Okay, I've been screwing around with C# for a little while now, made a few console apps as well as a simple forms based alarm program that launches a list of files when triggered.  I've gotten fairly comfortable with the event and object oriented design, and put together a simple state-based game engine that makes fairly heavy use of events, function delegates and interfaces; then put together a simple game that basically just consisted of trying to click on the right bubbles.  Not a particularly impressive feat, but it was good experience.  I want to use the state-based engine for a more interesting project, but I had a few questions first.

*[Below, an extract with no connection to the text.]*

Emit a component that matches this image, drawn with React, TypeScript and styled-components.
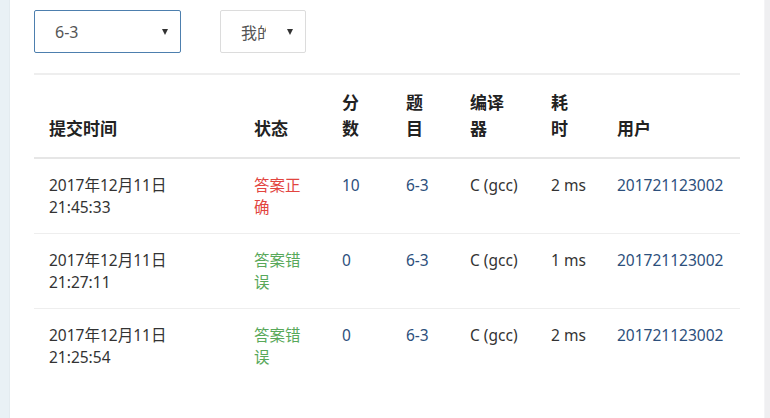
import React from "react";
import styled, { createGlobalStyle } from "styled-components";

const GlobalStyle = createGlobalStyle`
  html, body {
    margin: 0;
    padding: 0;
    background: #ffffff;
  }
  body {
    font-family: "Noto Sans", "Noto Sans CJK SC", sans-serif;
    color: #333;
  }
`;

const Page = styled.div`
  display: flex;
  width: 770px;
  height: 418px;
  overflow: hidden;
`;

const LeftRail = styled.div`
  width: 9px;
  flex-shrink: 0;
  background: #e9f1f5;
  border-right: 1px solid #e3ebef;
`;

const RightRail = styled.div`
  width: 5px;
  flex-shrink: 0;
  background: #efeff1;
  border-left: 1px solid #f4f4f6;
`;

const Card = styled.main`
  flex: 1;
  background: #fff;
  padding: 10px 24px 0 24px;
`;

const Filters = styled.div`
  display: flex;
  align-items: center;
  gap: 39px;
  height: 43px;
  margin-bottom: 20px;
`;

const Select = styled.div<{ $w: number; $active?: boolean }>`
  box-sizing: border-box;
  width: ${(p) => p.$w}px;
  height: 43px;
  display: flex;
  align-items: center;
  justify-content: space-between;
  padding: 0 10px 0 20px;
  border: 1px solid ${(p) => (p.$active ? "#4d7fae" : "#dcdcdc")};
  border-radius: 2px;
  font-size: 16px;
  color: #555;
`;

const SelectText = styled.span<{ $clip?: number }>`
  display: inline-block;
  white-space: nowrap;
  overflow: hidden;
  ${(p) => (p.$clip ? `width: ${p.$clip}px;` : "")}
`;

const Caret = styled.span`
  width: 0;
  height: 0;
  border-left: 3.5px solid transparent;
  border-right: 3.5px solid transparent;
  border-top: 6px solid #333;
  margin-right: 2px;
  margin-top: 1px;
`;

const Table = styled.table`
  width: 706px;
  border-collapse: collapse;
  table-layout: fixed;
  border-top: 2px solid #eeeeee;
`;

const Th = styled.th<{ $w: number }>`
  box-sizing: border-box;
  width: ${(p) => p.$w}px;
  text-align: left;
  vertical-align: bottom;
  padding: 15px;
  font-size: 17px;
  line-height: 26px;
  font-weight: 700;
  color: #222;
  border-bottom: 2px solid #e6e6e6;
`;

const Row = styled.tr`
  border-bottom: 1px solid #eeeeee;
  &:last-child {
    border-bottom: none;
  }
`;

const Td = styled.td<{ $tone?: "link" | "ok" | "bad" }>`
  padding: 15px;
  vertical-align: top;
  font-size: 15.5px;
  line-height: 22px;
  color: ${(p) =>
    p.$tone === "link"
      ? "#2c4f7c"
      : p.$tone === "ok"
      ? "#e2453f"
      : p.$tone === "bad"
      ? "#58a85a"
      : "#333"};
  white-space: nowrap;
`;

type Sub = {
  date: string;
  time: string;
  ok: boolean;
  score: string;
  cost: string;
};

const rows: Sub[] = [
  { date: "2017年12月11日", time: "21:45:33", ok: true, score: "10", cost: "2 ms" },
  { date: "2017年12月11日", time: "21:27:11", ok: false, score: "0", cost: "1 ms" },
  { date: "2017年12月11日", time: "21:25:54", ok: false, score: "0", cost: "2 ms" },
];

export default function App() {
  return (
    <>
      <GlobalStyle />
      <Page>
        <LeftRail />
        <Card>
          <Filters>
            <Select $w={147} $active>
              <SelectText>6-3</SelectText>
              <Caret />
            </Select>
            <Select $w={86}>
              <SelectText $clip={25}>我的</SelectText>
              <Caret />
            </Select>
          </Filters>
          <Table>
            <thead>
              <tr>
                <Th $w={205}>提交时间</Th>
                <Th $w={88}>状态</Th>
                <Th $w={64}>分<br />数</Th>
                <Th $w={64}>题<br />目</Th>
                <Th $w={81}>编译<br />器</Th>
                <Th $w={66}>耗<br />时</Th>
                <Th $w={138}>用户</Th>
              </tr>
            </thead>
            <tbody>
              {rows.map((r) => (
                <Row key={r.time}>
                  <Td>
                    {r.date}
                    <br />
                    {r.time}
                  </Td>
                  <Td $tone={r.ok ? "ok" : "bad"}>
                    {r.ok ? "答案正" : "答案错"}
                    <br />
                    {r.ok ? "确" : "误"}
                  </Td>
                  <Td $tone="link">{r.score}</Td>
                  <Td $tone="link">6-3</Td>
                  <Td>C (gcc)</Td>
                  <Td>{r.cost}</Td>
                  <Td $tone="link">201721123002</Td>
                </Row>
              ))}
            </tbody>
          </Table>
        </Card>
        <RightRail />
      </Page>
    </>
  );
}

1.  With any major commercial game, the ability to change the screen resolution is a must.  However, I'd planned on using the positions of game objects directly to draw them, which would obviously cause problems if the screen changed size.  My current plan is just to draw to a buffer with the default size, and just stretch the buffer to fit if the screen is a different size.  Is there a better way to handle this?
2.  I've grown reasonably comfortable with SDL-NET for graphics, but the support/documentation is a bit lacking, the wiki is full of broken links, and it's making me wonder if I've inadvertently chosen an outdated library.  What would be the best was to handle 2D graphics in C#, in an object oriented, managed code way?

Any other input would be much appreciated as well, if I've missed asking a question I should have.
« Last Edit: June 19, 2010, 04:12:07 pm by timmeh »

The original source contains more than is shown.